The robustness of this analysis could be further enhanced by comparison with alternative estimation methods, such as analytical material balance or full-physics reservoir simulation, and by sensitivity analyses to evaluate the influence of key parameters on forecast uncertainty [22, 23]. Overall, the well-lifetime estimate derived from exponential DCA provides a sound basis for late-life technical and economic planning, including production management and abandonment considerations, and confirms that the well is in its final operational phase, delivering minor production volumes as it approaches its economic limit.
Based on the exponential Decline Curve Analysis (DCA) applied to Well 15/9-F-12, the well is confirmed to be in a late-life production stage, characterized by a pronounced decline in oil production rate from 128.896 STB/day in November 2014 to 9.834 STB/day in June 2018. Over the same period, cumulative oil production increases asymptotically from 0.406709 MMSTB to 0.467232 MMSTB, indicating that the reservoir is approaching its technical production limit under boundary-dominated flow conditions.

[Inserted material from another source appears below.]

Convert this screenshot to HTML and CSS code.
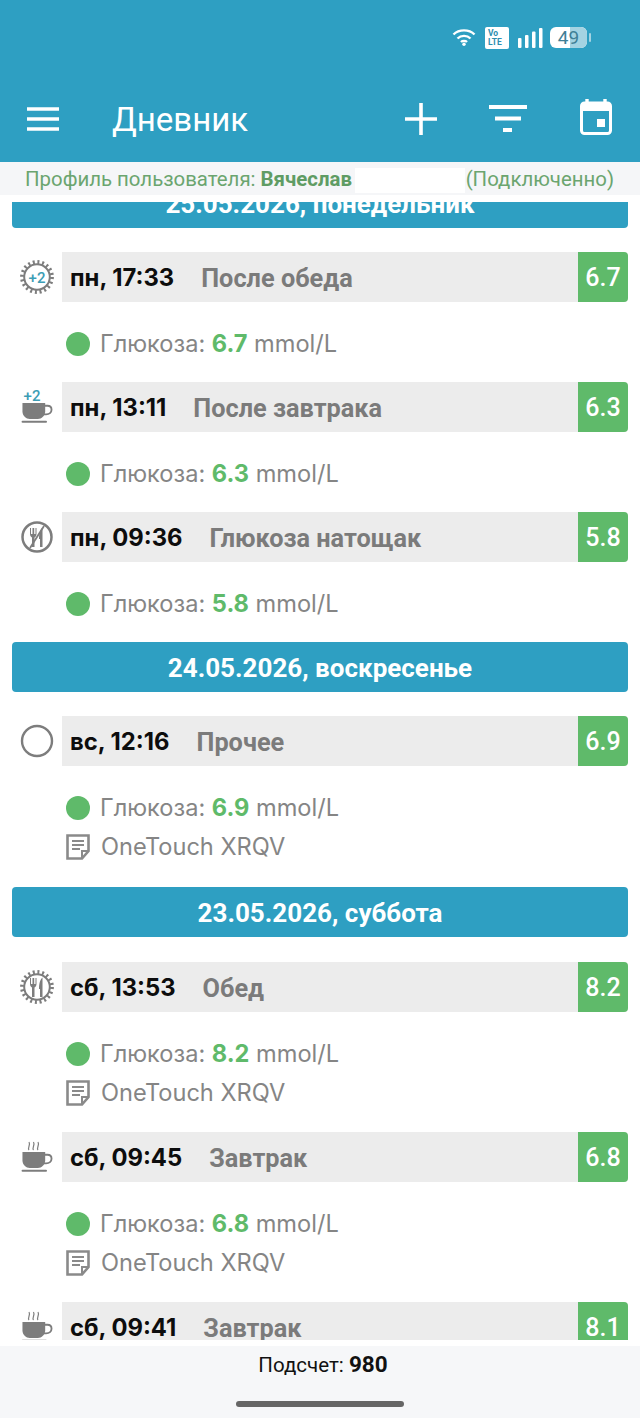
FILE: index.html
```html
<!DOCTYPE html>
<html lang="ru">
<head>
<meta charset="utf-8">
<title>Дневник</title>
<link rel="stylesheet" href="styles.css">
</head>
<body>
<svg class="defs" width="0" height="0" aria-hidden="true">
  <defs>
    <symbol id="gear" viewBox="0 0 34 34">
      <circle cx="17" cy="17" r="12.800" fill="none" stroke="#7d7d7d" stroke-width="2"/>
      <circle cx="17" cy="17" r="15" fill="none" stroke="#7d7d7d" stroke-width="3.800" stroke-dasharray="2 2.710"/>
    </symbol>
    <symbol id="cup" viewBox="0 0 34 22">
      <path d="M1 0H26V9C26 14 22 17.500 18 17.500H9C5 17.500 1 14 1 9Z" fill="#7d7d7d"/>
      <path d="M25 3H28.500C31.500 3 33 5 33 7.500C33 10.500 30.500 12.500 27 12.500H24" fill="none" stroke="#7d7d7d" stroke-width="2"/>
      <rect x="0" y="19.500" width="28" height="2.200" rx="1.100" fill="#7d7d7d"/>
    </symbol>
    <symbol id="cutlery" viewBox="0 0 34 34">
      <path d="M10 8V14C10 16 11 17 12 17.500V27H14.500V17.500C15.500 17 16.500 16 16.500 14V8H15.500V14H14.200V8H12.500V14H11V8Z" fill="#7d7d7d"/>
      <path d="M20 27H22.500V7.500C20.500 9 19 13 19 19H20Z" fill="#7d7d7d"/>
    </symbol>
    <symbol id="note" viewBox="0 0 24 26">
      <path d="M1.500 1.500H22.500V17L16 24.500H1.500Z" fill="none" stroke="#8a8a8a" stroke-width="2.600"/>
      <path d="M16 24V17H22" fill="none" stroke="#8a8a8a" stroke-width="2"/>
      <path d="M6 7H18M6 11H18M6 15H14" stroke="#8a8a8a" stroke-width="1.800"/>
    </symbol>
  </defs>
</svg>

<div class="screen">
  <header class="header">
    <div class="status">
      <svg class="wifi" viewBox="0 0 24 18" width="24" height="18">
        <path d="M1.500 6.500C7 1 17 1 22.500 6.500M5.500 10.500C9 7 15 7 18.500 10.500M9 14C10.500 12.500 13.500 12.500 15 14" fill="none" stroke="#fff" stroke-width="2.400"/>
        <circle cx="12" cy="16.200" r="1.700" fill="#fff"/>
      </svg>
      <div class="volte"><span>Vo</span><span>LTE</span></div>
      <svg class="signal" viewBox="0 0 25 20" width="25" height="20">
        <rect x="0" y="10" width="3.500" height="10" rx="1" fill="#fff"/>
        <rect x="7" y="7" width="3.500" height="13" rx="1" fill="#fff"/>
        <rect x="14" y="3.500" width="3.500" height="16.500" rx="1" fill="#fff"/>
        <rect x="21" y="0" width="3.500" height="20" rx="1" fill="#fff"/>
      </svg>
      <div class="battery"><div class="battery-fill"></div><span class="battery-num">49</span></div>
      <div class="battery-tip"></div>
    </div>
    <div class="toolbar">
      <svg class="tool-menu" viewBox="0 0 34 26" width="34" height="26">
        <path d="M1 3H33M1 13H33M1 23H33" stroke="#fff" stroke-width="3.400"/>
      </svg>
      <h1 class="title">Дневник</h1>
      <svg class="tool-plus" viewBox="0 0 32 32" width="32" height="32">
        <path d="M16 0V32M0 16H32" stroke="#fff" stroke-width="3.600"/>
      </svg>
      <svg class="tool-filter" viewBox="0 0 38 28" width="38" height="28">
        <path d="M0 2H38M6 13.500H32M14 25H23" stroke="#fff" stroke-width="4"/>
      </svg>
      <svg class="tool-cal" viewBox="0 0 32 36" width="32" height="36">
        <path d="M7 0V5M25 0V5" stroke="#fff" stroke-width="3.400"/>
        <rect x="1.500" y="4" width="29" height="30.500" rx="3" fill="none" stroke="#fff" stroke-width="3"/>
        <rect x="1.500" y="4" width="29" height="8" fill="#fff"/>
        <rect x="17" y="20" width="8" height="8" fill="#fff"/>
      </svg>
    </div>
  </header>

  <div class="profile">
    <span>Профиль пользователя: <b>Вячеслав</b></span>
    <span class="redact"></span>
    <span>(Подключенно)</span>
  </div>

  <main class="list">
    <div class="list-inner">
      <div class="date">25.05.2026, понедельник</div>

      <section class="entry">
        <div class="row">
          <svg class="ico" viewBox="0 0 34 34" width="34" height="34"><use href="#gear"/><text x="17" y="22.500" class="plus" text-anchor="middle">+2</text></svg>
          <div class="bar"><span class="time">пн, 17:33</span><span class="kind">После обеда</span><span class="val">6.7</span></div>
        </div>
        <div class="line gl"><i class="dot"></i>Глюкоза: <b>6.7</b> mmol/L</div>
      </section>

      <section class="entry">
        <div class="row">
          <svg class="ico" viewBox="0 0 34 40" width="34" height="40"><text x="12" y="14" class="plus" text-anchor="middle">+2</text><use href="#cup" y="16" width="34" height="20"/></svg>
          <div class="bar"><span class="time">пн, 13:11</span><span class="kind">После завтрака</span><span class="val">6.3</span></div>
        </div>
        <div class="line gl"><i class="dot"></i>Глюкоза: <b>6.3</b> mmol/L</div>
      </section>

      <section class="entry">
        <div class="row">
          <svg class="ico" viewBox="0 0 34 34" width="34" height="34"><circle cx="17" cy="17" r="14.500" fill="none" stroke="#7d7d7d" stroke-width="2.500"/><use href="#cutlery"/><path d="M24 6L10 28" stroke="#7d7d7d" stroke-width="1.800"/></svg>
          <div class="bar"><span class="time">пн, 09:36</span><span class="kind">Глюкоза натощак</span><span class="val">5.8</span></div>
        </div>
        <div class="line gl"><i class="dot"></i>Глюкоза: <b>5.8</b> mmol/L</div>
      </section>

      <div class="date">24.05.2026, воскресенье</div>

      <section class="entry">
        <div class="row">
          <svg class="ico" viewBox="0 0 34 34" width="34" height="34"><circle cx="17" cy="17" r="15" fill="none" stroke="#7d7d7d" stroke-width="2.400"/></svg>
          <div class="bar"><span class="time">вс, 12:16</span><span class="kind">Прочее</span><span class="val">6.9</span></div>
        </div>
        <div class="line gl"><i class="dot"></i>Глюкоза: <b>6.9</b> mmol/L</div>
        <div class="line dev"><svg class="note" viewBox="0 0 24 26" width="24" height="26"><use href="#note"/></svg>OneTouch XRQV</div>
      </section>

      <div class="date date-wide">23.05.2026, суббота</div>

      <section class="entry">
        <div class="row">
          <svg class="ico" viewBox="0 0 34 34" width="34" height="34"><use href="#gear"/><use href="#cutlery"/></svg>
          <div class="bar"><span class="time">сб, 13:53</span><span class="kind">Обед</span><span class="val">8.2</span></div>
        </div>
        <div class="line gl"><i class="dot"></i>Глюкоза: <b>8.2</b> mmol/L</div>
        <div class="line dev"><svg class="note" viewBox="0 0 24 26" width="24" height="26"><use href="#note"/></svg>OneTouch XRQV</div>
      </section>

      <section class="entry">
        <div class="row">
          <svg class="ico" viewBox="0 0 34 40" width="34" height="40"><path d="M9 13C7 11 11 8 9 5M13.500 13C11.500 11 15.500 8 13.500 5M18 13C16 11 20 8 18 5" fill="none" stroke="#7d7d7d" stroke-width="1.200"/><use href="#cup" y="15" width="34" height="20"/></svg>
          <div class="bar"><span class="time">сб, 09:45</span><span class="kind">Завтрак</span><span class="val">6.8</span></div>
        </div>
        <div class="line gl"><i class="dot"></i>Глюкоза: <b>6.8</b> mmol/L</div>
        <div class="line dev"><svg class="note" viewBox="0 0 24 26" width="24" height="26"><use href="#note"/></svg>OneTouch XRQV</div>
      </section>

      <section class="entry">
        <div class="row">
          <svg class="ico" viewBox="0 0 34 40" width="34" height="40"><path d="M9 13C7 11 11 8 9 5M13.500 13C11.500 11 15.500 8 13.500 5M18 13C16 11 20 8 18 5" fill="none" stroke="#7d7d7d" stroke-width="1.200"/><use href="#cup" y="15" width="34" height="20"/></svg>
          <div class="bar"><span class="time">сб, 09:41</span><span class="kind">Завтрак</span><span class="val">8.1</span></div>
        </div>
      </section>
    </div>
  </main>

  <footer class="footer">
    <div class="count">Подсчет: <b>980</b></div>
    <div class="home"></div>
  </footer>
</div>
</body>
</html>
```

FILE: styles.css
```css
* { box-sizing: border-box; }
html, body { margin: 0; padding: 0; background: #fff; }
.defs { display: block; height: 0; }
.screen {
  width: 640px;
  height: 1418px;
  display: flex;
  flex-direction: column;
  overflow: hidden;
  font-family: Inter, "Liberation Sans", sans-serif;
}

/* Header */
.header { height: 162px; background: #2e9fc2; flex: none; }
.status {
  height: 92px;
  padding: 27px 49px 0 0;
  display: flex;
  justify-content: flex-end;
  align-items: flex-start;
}
.wifi { margin-top: 1px; }
.volte {
  width: 24px;
  height: 22px;
  margin-left: 9px;
  background: #fff;
  border-radius: 2px;
  color: #2e8fb0;
  font: 700 8.500px/9px "Roboto", sans-serif;
  display: flex;
  flex-direction: column;
  padding: 2px 0 0 3px;
}
.signal { margin: 1px 0 0 9px; }
.battery {
  position: relative;
  width: 37px;
  height: 21px;
  margin-left: 7px;
  border-radius: 6px;
  background: #fff;
  overflow: hidden;
  text-align: center;
  color: #3f7f96;
  font: 400 19px/21px "Roboto", sans-serif;
}
.battery-fill {
  position: absolute;
  top: 0;
  right: 0;
  bottom: 0;
  width: 17px;
  background: #a4d3e2;
}
.battery-num { position: relative; }
.battery-tip {
  width: 2px;
  height: 9px;
  margin: 6px 0 0 2px;
  background: #a4d3e2;
  border-radius: 1px;
}
.toolbar {
  height: 70px;
  display: flex;
  align-items: center;
  padding: 0 0 16px 26px;
}
.title {
  margin: 2px 0 0 52px;
  width: 293px;
  font: 400 33px/40px Roboto, sans-serif;
  color: #fff;
}
.tool-filter { margin-left: 52px; }
.tool-cal { margin-left: 53px; margin-top: -4px; }

/* Profile */
.profile {
  flex: none;
  height: 33px;
  background: #f5f6f8;
  padding: 0 26px 0 25px;
  display: flex;
  align-items: center;
  color: #6ba56f;
  font: 400 20.400px/26px Roboto, sans-serif;
}
.profile b { font-weight: 700; color: #5f9c64; }
.redact {
  flex: 1;
  height: 25px;
  margin: 3px 1px 0 3px;
  background: #fff;
}

/* List */
.list {
  flex: none;
  height: 1138px;
  margin-top: 7px;
  overflow: hidden;
  padding: 0 12px;
}
.list-inner { margin-top: -24px; }
.date {
  height: 50px;
  background: #2e9fc2;
  border-radius: 4px;
  color: #fff;
  font: 700 26px/52px Roboto, "Liberation Sans", sans-serif;
  text-align: center;
  margin-bottom: 24px;
}
.date-wide { margin: 25px 0; }
.entry { margin-bottom: 24px; }
.row { display: flex; align-items: center; height: 50px; }
.ico { flex: none; margin-left: 8px; width: 34px; }
.plus { font: 500 15px Roboto, sans-serif; fill: #3c9db5; }
.bar {
  flex: none;
  width: 566px;
  height: 50px;
  margin-left: 8px;
  background: #ececec;
  display: flex;
  align-items: center;
  padding-left: 8px;
  border-radius: 0 4px 4px 0;
}
.time {
  margin-top: 2px;
  font: 700 23.800px/30px Inter, sans-serif;
  color: #0d0d0d;
}
.kind {
  margin: 3px 0 0 27px;
  font: 700 25.300px/30px Roboto, sans-serif;
  color: #7b7b7b;
}
.val {
  margin-left: auto;
  width: 50px;
  height: 50px;
  background: #5fba6a;
  border-radius: 0 4px 4px 0;
  color: #fff;
  font: 500 25px/52px Roboto, sans-serif;
  text-align: center;
}
.line {
  display: flex;
  align-items: center;
  margin-left: 54px;
  font: 400 23.600px/30px Inter, sans-serif;
  color: #858585;
  white-space: pre;
}
.gl { margin-top: 27px; margin-bottom: -1px; }
.gl b { color: #5fba6a; font-weight: 700; }
.dot {
  width: 24px;
  height: 24px;
  margin-right: 10px;
  border-radius: 50%;
  background: #5fba6a;
}
.dev { margin-top: 10px; }
.note { flex: none; margin-right: 11px; }

/* Footer */
.footer {
  flex: none;
  height: 72px;
  margin-top: 6px;
  background: #f6f7f9;
  display: flex;
  flex-direction: column;
  align-items: center;
}
.count {
  margin: 6px 0 0 6px;
  font: 400 20.500px/24px Roboto, sans-serif;
  color: #111;
}
.count b { font-weight: 700; font-size: 22.500px; }
.home {
  width: 168px;
  height: 6px;
  margin-top: 24px;
  border-radius: 3px;
  background: #666;
}
```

The analysis estimates a remaining recoverable volume of 0.060523 MMSTB at the start of the forecast period. Although additional oil production remains technically feasible, the rapidly declining production rate progressively constrains economic viability. The inferred economic limit indicates that the well remains marginally productive until approximately June 2018, implying that abandonment decisions are governed primarily by economic considerations rather than complete depletion of reservoir resources.